Comment l’adulte peut-il soutenir le besoin d’exploration de l’enfant et sa sécurité intérieure ?

La plupart des adultes qui entourent l’enfant ont une intention bienveillante et ils pensent agir pour le bien de l’enfant. Mais, souvent ignorants des besoins de l’enfant et peu conscients de leurs propres peurs et blessures, ils participent inconsciemment à la détérioration de l’énergie vitale de l’enfant.

Certaines attitudes sont particulièrement déstabilisantes pour l’enfant : les phrases humiliantes, la brutalité du ton et des gestes, le rejet le blessent et atrophient son énergie de vie. Certes, l’enfant va adapter son comportement aux exigences de l’adulte parce qu’il est dépendant de lui et a besoin de se sentir aimé. Mais ces « résultats à court-terme » s’accompagnent d’une perte progressive de l’estime de soi et de la capacité à s’affirmer et à vivre pleinement sa vie.

Les trois clefs essentielles que l’adulte peut explorer pour accompagner l’enfant sont le regard, le toucher et la voix car elles expriment l’état intérieur de l’adulte et transmettent de façon très directe à l’enfant des messages d’amour ou de jugement.

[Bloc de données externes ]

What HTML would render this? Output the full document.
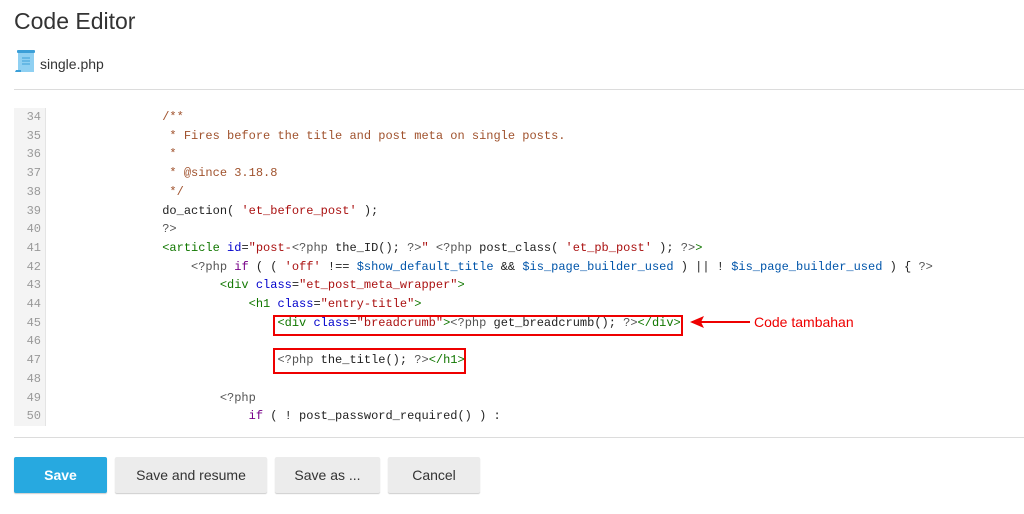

Regarder l’enfant avec bienveillance

C’est d’abord dans le regard de ses parents et de son environnement proche que l’enfant peut se sentir aimable et aimé : un regard protecteur, bienveillant qui accueille sa vitalité et son intérêt insatiable pour la vie.

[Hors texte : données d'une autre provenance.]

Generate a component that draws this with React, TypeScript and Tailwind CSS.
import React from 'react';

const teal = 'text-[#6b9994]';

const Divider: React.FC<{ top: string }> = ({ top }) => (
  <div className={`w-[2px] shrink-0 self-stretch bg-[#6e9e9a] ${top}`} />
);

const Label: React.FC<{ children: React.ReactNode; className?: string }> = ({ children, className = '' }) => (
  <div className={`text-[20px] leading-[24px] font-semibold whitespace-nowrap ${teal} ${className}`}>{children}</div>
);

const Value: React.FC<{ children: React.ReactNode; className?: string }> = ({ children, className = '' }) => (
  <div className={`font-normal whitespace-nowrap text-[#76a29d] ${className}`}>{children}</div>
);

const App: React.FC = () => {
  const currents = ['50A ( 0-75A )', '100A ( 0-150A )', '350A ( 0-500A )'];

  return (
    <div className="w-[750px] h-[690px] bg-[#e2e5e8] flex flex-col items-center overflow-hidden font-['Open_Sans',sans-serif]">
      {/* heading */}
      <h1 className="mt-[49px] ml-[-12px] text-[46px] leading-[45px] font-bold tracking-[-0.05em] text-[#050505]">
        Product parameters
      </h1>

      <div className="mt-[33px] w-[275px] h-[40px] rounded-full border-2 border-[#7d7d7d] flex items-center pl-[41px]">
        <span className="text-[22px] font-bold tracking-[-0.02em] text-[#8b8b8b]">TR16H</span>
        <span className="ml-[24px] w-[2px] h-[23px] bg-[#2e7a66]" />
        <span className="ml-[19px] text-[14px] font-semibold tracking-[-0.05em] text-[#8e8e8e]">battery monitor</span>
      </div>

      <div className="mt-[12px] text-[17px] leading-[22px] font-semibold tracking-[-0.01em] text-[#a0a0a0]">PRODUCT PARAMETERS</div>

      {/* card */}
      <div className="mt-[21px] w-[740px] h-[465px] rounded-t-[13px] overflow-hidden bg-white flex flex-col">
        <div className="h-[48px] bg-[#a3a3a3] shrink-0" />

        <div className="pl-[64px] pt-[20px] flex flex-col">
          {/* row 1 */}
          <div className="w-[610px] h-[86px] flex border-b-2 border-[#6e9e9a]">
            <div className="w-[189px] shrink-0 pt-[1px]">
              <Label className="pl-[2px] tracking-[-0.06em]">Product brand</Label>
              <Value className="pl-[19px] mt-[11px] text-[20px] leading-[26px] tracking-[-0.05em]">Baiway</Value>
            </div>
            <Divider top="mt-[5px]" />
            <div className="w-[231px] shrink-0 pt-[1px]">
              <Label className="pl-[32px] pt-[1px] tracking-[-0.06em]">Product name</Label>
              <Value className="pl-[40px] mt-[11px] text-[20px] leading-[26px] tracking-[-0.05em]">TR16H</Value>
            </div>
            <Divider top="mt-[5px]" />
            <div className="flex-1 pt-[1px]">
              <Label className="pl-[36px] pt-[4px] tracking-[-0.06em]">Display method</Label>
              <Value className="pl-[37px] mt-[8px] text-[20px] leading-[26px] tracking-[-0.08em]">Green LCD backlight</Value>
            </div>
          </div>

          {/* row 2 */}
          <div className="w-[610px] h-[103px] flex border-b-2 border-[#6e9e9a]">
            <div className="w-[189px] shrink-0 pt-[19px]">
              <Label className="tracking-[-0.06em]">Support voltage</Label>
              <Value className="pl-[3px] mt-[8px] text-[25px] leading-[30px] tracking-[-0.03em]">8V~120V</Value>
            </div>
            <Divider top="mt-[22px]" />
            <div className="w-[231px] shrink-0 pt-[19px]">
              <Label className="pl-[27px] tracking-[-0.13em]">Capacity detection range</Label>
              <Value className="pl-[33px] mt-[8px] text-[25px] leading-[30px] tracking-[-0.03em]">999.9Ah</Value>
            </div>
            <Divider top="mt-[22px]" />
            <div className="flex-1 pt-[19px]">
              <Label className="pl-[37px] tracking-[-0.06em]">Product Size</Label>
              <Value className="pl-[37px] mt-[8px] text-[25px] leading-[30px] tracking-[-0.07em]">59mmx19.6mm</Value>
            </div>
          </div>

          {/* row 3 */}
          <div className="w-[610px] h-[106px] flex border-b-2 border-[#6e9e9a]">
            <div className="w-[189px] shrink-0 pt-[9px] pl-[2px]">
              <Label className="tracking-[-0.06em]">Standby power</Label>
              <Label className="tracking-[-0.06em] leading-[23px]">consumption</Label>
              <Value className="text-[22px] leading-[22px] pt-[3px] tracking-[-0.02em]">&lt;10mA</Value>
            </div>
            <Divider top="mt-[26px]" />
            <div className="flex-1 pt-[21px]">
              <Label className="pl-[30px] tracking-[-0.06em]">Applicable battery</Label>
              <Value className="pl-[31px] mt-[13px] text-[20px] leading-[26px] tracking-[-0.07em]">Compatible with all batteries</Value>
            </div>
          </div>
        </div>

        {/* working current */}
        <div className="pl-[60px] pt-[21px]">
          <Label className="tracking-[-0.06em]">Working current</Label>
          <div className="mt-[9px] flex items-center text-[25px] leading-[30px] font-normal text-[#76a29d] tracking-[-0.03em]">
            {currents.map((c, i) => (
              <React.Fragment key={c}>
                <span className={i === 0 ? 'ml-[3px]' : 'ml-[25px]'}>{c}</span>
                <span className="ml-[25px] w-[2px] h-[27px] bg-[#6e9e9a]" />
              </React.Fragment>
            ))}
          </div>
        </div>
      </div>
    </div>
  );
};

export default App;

On prête souvent au petit enfant des intentions négatives « Il me provoque, il est égoïste, il est violent… ». Ces jugements sont souvent erronés et témoignent d’une méconnaissance de son processus de développement. L’enfant est curieux de tout et particulièrement de l’impact de ses gestes sur son environnement, les objets bien sûr (la fameuse cuillère qu’il jette par terre inlassablement, le bouton qui déclenche de la musique, la montagne de légos qui s’écroule…), mais également des réactions des personnes (maman qui crie quand je m’approche de la porte, le copain qui pleure quand je le tape…). Tout est expérience, sans qu’il y ait encore d’évaluation des dégâts possibles occasionnés. Tout est apprentissage « sur le tas » en interaction avec l’environnement. Dès lors que l’adulte reconnaît à l’enfant son désir d’explorer et d’apprendre à son rythme et à sa manière, ce regard bienveillant devient possible. L’adulte intervient moins souvent car il est curieux de la manière dont l’enfant fait ses propres expériences et confiant dans sa créativité et dans ses ressources intérieures.

Quand est-il nécessaire d’intervenir ?

Quand il y a danger, en prenant soin de s’assurer que le danger est bien réel et non pas imaginé du fait d’une peur ancienne.

Quand l’enfant exprime un besoin d’aide par le regard, un geste. Intervenir ne veut pas dire faire à la place de l’enfant mais explorer avec lui ce qu’il vit, l’émotion qui le traverse, la difficulté qu’il rencontre.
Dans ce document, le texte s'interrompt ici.